Bruno's character, as the outsider in Court, is the most compelling and mysterious of all, despite the fact that the narrative is told in first person. His story - how he got to be an ex-monk, what drove him from the church, and the dubious past that may or may not involve murder - was told in the first book, Heresy. In Prophecy, he is more an observer, his personality muted and kept in the background. Reading Prophecy has driven me to pick up Heresy just to find out in more detail the tantalizing bits of back story I gleaned.
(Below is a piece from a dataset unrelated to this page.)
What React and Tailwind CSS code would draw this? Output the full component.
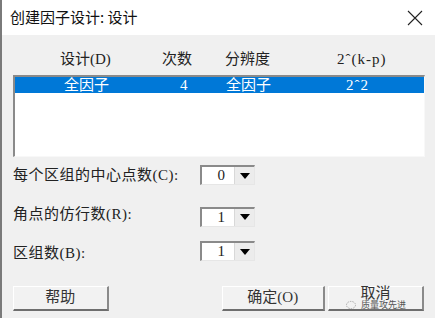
const font = { fontFamily: '"Liberation Serif", "Noto Sans CJK SC", serif' };

function Combo({ value }) {
  return (
    <div className="flex h-[20px] w-[55px] border-t-2 border-l-2 border-t-[#8a8a8a] border-l-[#8a8a8a] border-b border-r border-b-[#e6e6e6] border-r-[#e6e6e6] bg-white">
      <div className="flex flex-1 items-center justify-end pr-[9px] text-[15px] leading-none text-[#222]">
        {value}
      </div>
      <div className="flex w-[20px] items-center justify-center bg-[#ececec] border-l border-[#d8d8d8]">
        <div className="h-0 w-0 border-l-[5px] border-r-[5px] border-t-[6px] border-l-transparent border-r-transparent border-t-black" />
      </div>
    </div>
  );
}

function Button({ children, className = "" }) {
  return (
    <div
      className={`flex h-[25px] items-center justify-center border-t border-l border-t-white border-l-white border-b-2 border-r-2 border-b-[#6e6e6e] border-r-[#8a8a8a] bg-[#f2f2f2] text-[15px] text-[#333] ${className}`}
    >
      {children}
    </div>
  );
}

export default function App() {
  return (
    <div
      className="w-[435px] h-[318px] bg-[#f0f0f0] border-l-2 border-[#7a7a7a] overflow-hidden"
      style={font}
    >
      {/* TITLE BAR */}
      <div className="flex h-[35px] items-center justify-between bg-white pl-[8px] pr-[12px]">
        <span
          className="text-[15px] text-[#111]"
          style={{ fontFamily: '"Noto Sans CJK SC", sans-serif' }}
        >
          创建因子设计: 设计
        </span>
        <svg width="16" height="16" viewBox="0 0 16 16">
          <path d="M1 1 L15 15 M15 1 L1 15" stroke="#222" strokeWidth="1.1" />
        </svg>
      </div>

      <div className="px-[11px]">
        {/* HEADER */}
        <div className="mt-[16px] flex h-[16px] items-center pl-[47px] text-[15px] leading-none text-[#222]">
          <span className="w-[102px]">设计(D)</span>
          <span className="w-[63px]">次数</span>
          <span className="w-[112px]">分辨度</span>
          <span className="tracking-[1px]">2ˆ(k-p)</span>
        </div>

        {/* LIST */}
        <div className="mt-[8px] h-[82px] w-[412px] border-t-2 border-l-2 border-t-[#8a8a8a] border-l-[#8a8a8a] border-b border-r border-b-[#f8f8f8] border-r-[#f8f8f8] bg-white">
          <div className="flex h-[16px] items-center bg-[#0078d7] pl-[49px] text-[15px] leading-none text-white">
            <span className="w-[116px]">全因子</span>
            <span className="w-[46px]">4</span>
            <span className="w-[120px]">全因子</span>
            <span className="tracking-[1px]">2ˆ2</span>
          </div>
        </div>

        {/* OPTIONS */}
        <div className="mt-[7px] flex items-center">
          <span className="w-[187px] text-[15px] tracking-[0.5px] text-[#222]">每个区组的中心点数(C):</span>
          <Combo value="0" />
        </div>
        <div className="mt-[19px] flex items-center">
          <span className="w-[187px] text-[15px] tracking-[0.5px] text-[#222] -translate-y-[3px]">角点的仿行数(R):</span>
          <Combo value="1" />
        </div>
        <div className="mt-[12px] flex items-center">
          <span className="w-[187px] text-[15px] tracking-[0.5px] text-[#222] translate-y-[2px]">区组数(B):</span>
          <Combo value="1" />
        </div>

        {/* BUTTONS */}
        <div className="mt-[23px] flex items-center">
          <Button className="w-[96px]">帮助</Button>
          <Button className="ml-[113px] w-[104px]">确定(O)</Button>
          <div className="relative ml-[3px]">
            <Button className="w-[96px]">
              <span className="leading-none -translate-y-[4px]">取消</span>
            </Button>
            <div className="absolute left-[18px] top-[14px] flex items-center gap-[3px] text-[9px] leading-none text-[#555]">
              <svg width="12" height="10" viewBox="0 0 12 10">
                <ellipse cx="5" cy="5" rx="4.5" ry="3.6" fill="none" stroke="#9a9a9a" strokeWidth="0.8" strokeDasharray="1.5 1" />
              </svg>
              <span style={{ fontFamily: '"Noto Sans CJK SC", sans-serif' }}>质量攻先进</span>
            </div>
          </div>
        </div>
      </div>
    </div>
  );
}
Besides knowing more about Bruno, I also felt that the black magic and supernatural elements so provocative in the first chapter (excerpt below) could have been more pronounced and central to the plot, instead of being merely suggestive. And there seems to be a thin thread from the first book, Heresy, regarding Bruno's search for a very rare and ancient manuscript by Egyptian sage Hermes Trismegistus, which stoked my curiosity (as elusive, mythical books often do). Ms. Parris - I would love it if you wrote more about this in the next installment!
"Without warning, all the candles in the room's corners flicker and feint, as if a sudden gust has entered, but the air remains still. At the same moment, the hairs on my arms prickle and stand erect and I shudder; a cold breath descends on us, though outside the day is close. I chance a sideways glance at Doctor Dee; he stands unmoving as marble, his hands clasped as if in prayer, the knuckles of both thumbs pressed anxiously to his lips-or what can be seen of them through his ash-grey beard, which he wears in a point down to his chest in imitation of Merlin, whose heir Dee secretly considers himself. The cunning man, Ned Kelley, kneels on the floor in front of the table of practice with his back to us, eyes fixed on the pale, transclucent crystal about the size of a goose egg mounted in fixings of brass and standing upon a square of red silk. The wooden shutters of the study windows have been closed; this business must be conducted in the shadow and candlelight."